Росляково – 8-тысячный сегмент Мурманска, но городские автобусы игнорируют новый район: добираюсь областными рейсами. Дорога из Мурманска в Рослякова – это лесистые сопки, разграниченные озерами, и заборы военных частей. Укоризненно смотрят пустыми окнами заброшенные многоэтажки. "Да там ничего и никого нет, кроме как пяти пьяных контрактников. Не успеешь к запретке приблизиться, как несутся: стоять, бл**! – стрелять буду!" – описал атмосферу недавно переехавший из Мурманска в Росляково Дима.
Гулять по Росляково – необычное ощущение. Бывшая запретная зона, годами – минимум людей со стороны: каково это? В свежеоткрытом "Евророссе" на мой рюкзак показывают пальцем продавцы, я – экзотика. Но "гарнизонная" романтика не более чем мираж. В Росляково есть заметная прослойка людей с двумя квартирами и двумя внедорожниками, и с непонятными доходами; в 1990-е расцвел бандитизм, появились злачные пивнушки. Но население росло, привлеченное расценками на квартиры. Отремонтированная однушка – миллион рублей. Работы в микрорайоне мало – люди ездят в Мурманск. "Роснефть" планирует открыть там базу для обеспечения добычи нефти в Арктике.
На некоторых стенах зданий я вижу граффити "SS/88", а на школе орнамент с руной крови "Одал". Встречаются и заброшенные дома, с поставленными решетками на первый этаж.

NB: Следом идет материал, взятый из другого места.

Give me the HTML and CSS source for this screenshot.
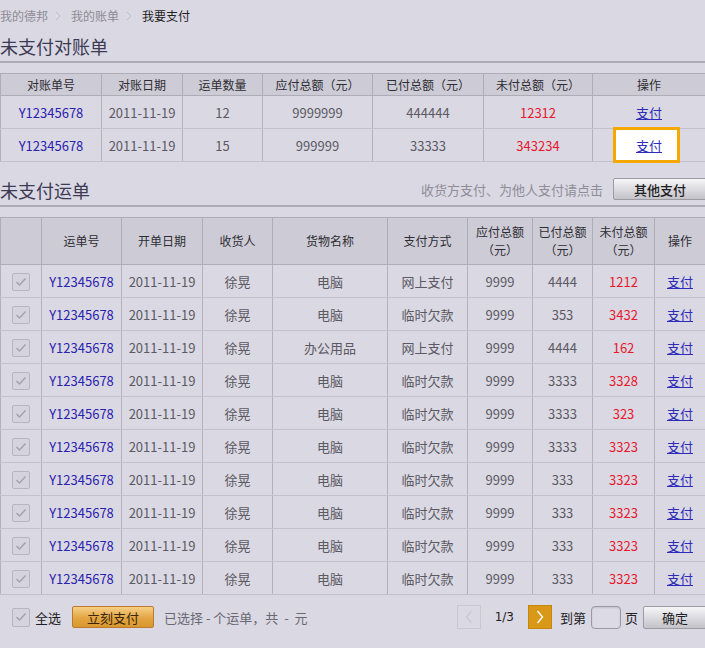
FILE: index.html
```html
<!DOCTYPE html>
<html lang="zh-CN">
<head>
<meta charset="utf-8">
<title>我要支付</title>
<link rel="stylesheet" href="styles.css">
</head>
<body>
<div class="page">
  <nav class="crumbs">
    <span class="crumb">我的德邦</span>
    <svg class="sep" width="6" height="10" viewBox="0 0 6 10"><path d="M1 1 L5 5 L1 9" fill="none" stroke="#bdbbc5" stroke-width="1"/></svg>
    <span class="crumb">我的账单</span>
    <svg class="sep" width="6" height="10" viewBox="0 0 6 10"><path d="M1 1 L5 5 L1 9" fill="none" stroke="#bdbbc5" stroke-width="1"/></svg>
    <span class="crumb current">我要支付</span>
  </nav>

  <div class="section-head first">
    <h2 class="section-title">未支付对账单</h2>
  </div>

  <table class="grid bills">
    <colgroup>
      <col style="width:101px"><col style="width:81px"><col style="width:80px"><col style="width:110px"><col style="width:111px"><col style="width:109px"><col style="width:113px">
    </colgroup>
    <thead>
      <tr><th>对账单号</th><th>对账日期</th><th>运单数量</th><th>应付总额（元）</th><th>已付总额（元）</th><th>未付总额（元）</th><th>操作</th></tr>
    </thead>
    <tbody>
      <tr><td class="no">Y12345678</td><td>2011-11-19</td><td>12</td><td>9999999</td><td>444444</td><td class="due">12312</td><td><a class="pay" href="#">支付</a></td></tr>
      <tr><td class="no">Y12345678</td><td>2011-11-19</td><td>15</td><td>999999</td><td>33333</td><td class="due">343234</td><td class="focus-cell"><span class="focus-box"></span><a class="pay" href="#">支付</a></td></tr>
    </tbody>
  </table>

  <div class="section-head second">
    <h2 class="section-title">未支付运单</h2>
    <div class="head-right">
      <span class="hint">收货方支付、为他人支付请点击</span>
      <button class="btn-grey other">其他支付</button>
    </div>
  </div>

  <table class="grid waybills">
    <colgroup>
      <col style="width:41px"><col style="width:80px"><col style="width:81px"><col style="width:70px"><col style="width:115px"><col style="width:80px"><col style="width:65px"><col style="width:60px"><col style="width:62px"><col style="width:51px">
    </colgroup>
    <thead>
      <tr><th></th><th>运单号</th><th>开单日期</th><th>收货人</th><th>货物名称</th><th>支付方式</th><th>应付总额<br>（元）</th><th>已付总额<br>（元）</th><th>未付总额<br>（元）</th><th>操作</th></tr>
    </thead>
    <tbody>
      <tr><td><span class="check"><svg width="16" height="16" viewBox="0 0 16 16"><path d="M3.5 8 L6.5 11 L12.5 4.5" fill="none" stroke="#a3a1ab" stroke-width="1.4"/></svg></span></td><td class="no">Y12345678</td><td>2011-11-19</td><td>徐晃</td><td>电脑</td><td>网上支付</td><td>9999</td><td>4444</td><td class="due">1212</td><td><a class="pay" href="#">支付</a></td></tr>
      <tr><td><span class="check"><svg width="16" height="16" viewBox="0 0 16 16"><path d="M3.5 8 L6.5 11 L12.5 4.5" fill="none" stroke="#a3a1ab" stroke-width="1.4"/></svg></span></td><td class="no">Y12345678</td><td>2011-11-19</td><td>徐晃</td><td>电脑</td><td>临时欠款</td><td>9999</td><td>353</td><td class="due">3432</td><td><a class="pay" href="#">支付</a></td></tr>
      <tr><td><span class="check"><svg width="16" height="16" viewBox="0 0 16 16"><path d="M3.5 8 L6.5 11 L12.5 4.5" fill="none" stroke="#a3a1ab" stroke-width="1.4"/></svg></span></td><td class="no">Y12345678</td><td>2011-11-19</td><td>徐晃</td><td>办公用品</td><td>网上支付</td><td>9999</td><td>4444</td><td class="due">162</td><td><a class="pay" href="#">支付</a></td></tr>
      <tr><td><span class="check"><svg width="16" height="16" viewBox="0 0 16 16"><path d="M3.5 8 L6.5 11 L12.5 4.5" fill="none" stroke="#a3a1ab" stroke-width="1.4"/></svg></span></td><td class="no">Y12345678</td><td>2011-11-19</td><td>徐晃</td><td>电脑</td><td>临时欠款</td><td>9999</td><td>3333</td><td class="due">3328</td><td><a class="pay" href="#">支付</a></td></tr>
      <tr><td><span class="check"><svg width="16" height="16" viewBox="0 0 16 16"><path d="M3.5 8 L6.5 11 L12.5 4.5" fill="none" stroke="#a3a1ab" stroke-width="1.4"/></svg></span></td><td class="no">Y12345678</td><td>2011-11-19</td><td>徐晃</td><td>电脑</td><td>临时欠款</td><td>9999</td><td>3333</td><td class="due">323</td><td><a class="pay" href="#">支付</a></td></tr>
      <tr><td><span class="check"><svg width="16" height="16" viewBox="0 0 16 16"><path d="M3.5 8 L6.5 11 L12.5 4.5" fill="none" stroke="#a3a1ab" stroke-width="1.4"/></svg></span></td><td class="no">Y12345678</td><td>2011-11-19</td><td>徐晃</td><td>电脑</td><td>临时欠款</td><td>9999</td><td>3333</td><td class="due">3323</td><td><a class="pay" href="#">支付</a></td></tr>
      <tr><td><span class="check"><svg width="16" height="16" viewBox="0 0 16 16"><path d="M3.5 8 L6.5 11 L12.5 4.5" fill="none" stroke="#a3a1ab" stroke-width="1.4"/></svg></span></td><td class="no">Y12345678</td><td>2011-11-19</td><td>徐晃</td><td>电脑</td><td>临时欠款</td><td>9999</td><td>333</td><td class="due">3323</td><td><a class="pay" href="#">支付</a></td></tr>
      <tr><td><span class="check"><svg width="16" height="16" viewBox="0 0 16 16"><path d="M3.5 8 L6.5 11 L12.5 4.5" fill="none" stroke="#a3a1ab" stroke-width="1.4"/></svg></span></td><td class="no">Y12345678</td><td>2011-11-19</td><td>徐晃</td><td>电脑</td><td>临时欠款</td><td>9999</td><td>333</td><td class="due">3323</td><td><a class="pay" href="#">支付</a></td></tr>
      <tr><td><span class="check"><svg width="16" height="16" viewBox="0 0 16 16"><path d="M3.5 8 L6.5 11 L12.5 4.5" fill="none" stroke="#a3a1ab" stroke-width="1.4"/></svg></span></td><td class="no">Y12345678</td><td>2011-11-19</td><td>徐晃</td><td>电脑</td><td>临时欠款</td><td>9999</td><td>333</td><td class="due">3323</td><td><a class="pay" href="#">支付</a></td></tr>
      <tr><td><span class="check"><svg width="16" height="16" viewBox="0 0 16 16"><path d="M3.5 8 L6.5 11 L12.5 4.5" fill="none" stroke="#a3a1ab" stroke-width="1.4"/></svg></span></td><td class="no">Y12345678</td><td>2011-11-19</td><td>徐晃</td><td>电脑</td><td>临时欠款</td><td>9999</td><td>333</td><td class="due">3323</td><td><a class="pay" href="#">支付</a></td></tr>
    </tbody>
  </table>

  <div class="footer-bar">
    <div class="footer-left">
      <span class="check big"><svg width="16" height="16" viewBox="0 0 16 16"><path d="M3.5 8 L6.5 11 L12.5 4.5" fill="none" stroke="#a3a1ab" stroke-width="1.4"/></svg></span>
      <span class="all">全选</span>
      <button class="btn-orange">立刻支付</button>
      <span class="summary">已选择 - 个运单，共&nbsp; - &nbsp;元</span>
    </div>
    <div class="pager">
      <span class="pg prev"><svg width="22" height="22" viewBox="0 0 22 22"><path d="M13.5 5 L8.5 11 L13.5 17" fill="none" stroke="#cbc9d1" stroke-width="1.3"/></svg></span>
      <span class="pg-num">1/3</span>
      <span class="pg next"><svg width="22" height="22" viewBox="0 0 22 22"><path d="M8.5 5 L13.5 11 L8.5 17" fill="none" stroke="#ffffff" stroke-width="1.4"/></svg></span>
      <span class="goto">到第</span>
      <input class="pg-input" type="text" value="">
      <span class="goto">页</span>
      <button class="btn-grey ok">确定</button>
    </div>
  </div>
</div>
</body>
</html>
```

FILE: styles.css
```css
* { box-sizing: border-box; }

html, body {
  margin: 0;
  padding: 0;
  background: #dad8e2;
}

body {
  font-family: "Noto Sans CJK SC", "Noto Sans", sans-serif;
  color: #5b5963;
  width: 705px;
  height: 648px;
  overflow: hidden;
}

.page {
  width: 705px;
}

/* breadcrumb */
.crumbs {
  height: 32px;
  display: flex;
  align-items: center;
  font-size: 12px;
  color: #8d8b96;
}
.crumb { line-height: 16px; }
.crumb.current { color: #222; }
.sep { margin: 0 10px 0 7px; }

/* section heads */
.section-head {
  display: flex;
  justify-content: space-between;
  align-items: flex-start;
  border-bottom: 2px solid #aeacb9;
}
.section-head.first { height: 31px; }
.section-head.second { height: 29px; margin-top: 16px; }

.section-title {
  margin: 0;
  font-size: 18px;
  font-weight: normal;
  color: #3c3a55;
  line-height: 29px;
}
.section-head.second .section-title { line-height: 24px; }

.head-right {
  display: flex;
  align-items: center;
  height: 22px;
}
.hint {
  font-size: 13px;
  color: #8f8d98;
  margin-right: 10px;
}

/* buttons */
.btn-grey {
  font-family: inherit;
  font-size: 13px;
  color: #1e1e22;
  background: linear-gradient(#f6f6f8, #d7d6dc 60%, #c4c3ca);
  border: 1px solid #9c9ba3;
  border-radius: 2px;
  padding: 0;
  height: 22px;
}
.btn-grey.other { width: 94px; margin-right: -2px; font-weight: 500; }
.btn-grey.ok { width: 64px; height: 23px; margin-right: -2px; }

.btn-orange {
  font-family: inherit;
  font-size: 13px;
  color: #3a2608;
  background: linear-gradient(#f5cf86, #e3a544 55%, #d9972e);
  border: 1px solid #bb7a30;
  border-radius: 2px;
  width: 82px;
  height: 22px;
  padding: 0;
}

/* tables */
.grid {
  width: 705px;
  table-layout: fixed;
  border-collapse: collapse;
  margin-top: 10px;
  border: 1px solid #a3a1ac;
}
.grid th {
  background: #cdcbd5;
  font-size: 12px;
  font-weight: normal;
  color: #2e2d33;
  border: 1px solid #aeacb6;
  padding: 0;
  text-align: center;
}
.grid td {
  font-size: 13px;
  color: #5b5963;
  text-align: center;
  padding: 0;
  border-left: 1px solid #b4b2bc;
  border-right: 1px solid #b4b2bc;
  border-bottom: 1px solid #c3c1cb;
}
.grid tbody tr { height: 33px; }
.bills thead tr { height: 22px; }
.waybills thead tr { height: 47px; }
.waybills th { line-height: 18px; }

.no { color: #2a22b0 !important; }
.due { color: #e8172c !important; }
.pay {
  color: #2d2bb8;
  text-decoration: underline;
}

.focus-cell { position: relative; }
.focus-box {
  position: absolute;
  left: 20px;
  top: -2px;
  width: 67px;
  height: 36px;
  border: 3px solid #f5a800;
  background: #ffffff;
}
.focus-cell .pay { position: relative; }

/* checkbox */
.check {
  display: inline-flex;
  align-items: center;
  justify-content: center;
  width: 18px;
  height: 18px;
  border: 1px solid #b7b5bf;
  border-radius: 2px;
  background: #d5d3dd;
  vertical-align: middle;
}
.check.big { width: 18px; height: 19px; }

/* footer */
.footer-bar {
  display: flex;
  justify-content: space-between;
  align-items: center;
  padding-top: 10px;
  height: 34px;
}
.footer-left {
  display: flex;
  align-items: center;
  padding-left: 12px;
}
.all {
  font-size: 13px;
  color: #1f1e24;
  margin-left: 5px;
  margin-right: 11px;
}
.summary {
  font-size: 13px;
  color: #6a6872;
  margin-left: 10px;
}

.pager {
  display: flex;
  align-items: center;
}
.pg {
  width: 24px;
  height: 24px;
  display: inline-flex;
  align-items: center;
  justify-content: center;
}
.pg.prev { border: 1px solid #c9c7d1; }
.pg.next { background: #d99818; border: 1px solid #c4860f; }
.pg-num {
  color: #222;
  margin: 0 14px;
  font-family: "DejaVu Sans", sans-serif;
  font-size: 12px;
}
.goto {
  font-size: 13px;
  color: #222;
}
.pg.next + .goto { margin-left: 8px; }
.pg-input {
  width: 30px;
  height: 23px;
  margin: 0 4px 0 5px;
  border: 1px solid #9a98a3;
  border-radius: 4px;
  background: #dcdae4;
  box-shadow: inset 0 1px 2px rgba(0,0,0,0.12);
  padding: 0;
}
.pg-input + .goto { margin-right: 5px; }
```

В центре у Дома культуры – тяжелое орудие, смотрящее в сторону Мурманска.
Я озвучиваю планы искупаться в бухте Кольского залива. "Если на ночь ведро оставить, после отлива полное мазута будет", – отсоветовал мне Дмитрий. Когда-то в Рослякове стояла погибшая атомная подлодка "Курск". По словам "генералиссимуса" Путина "она утонула". Дозиметры из-за "Курска" даже выли – шутки про радиацию тут норма. А от Кольского залива тянет йодным запахом водорослей и ила. Северные мужчины и женщины на моторках что-то ловят в грязной воде. Царит полярный день.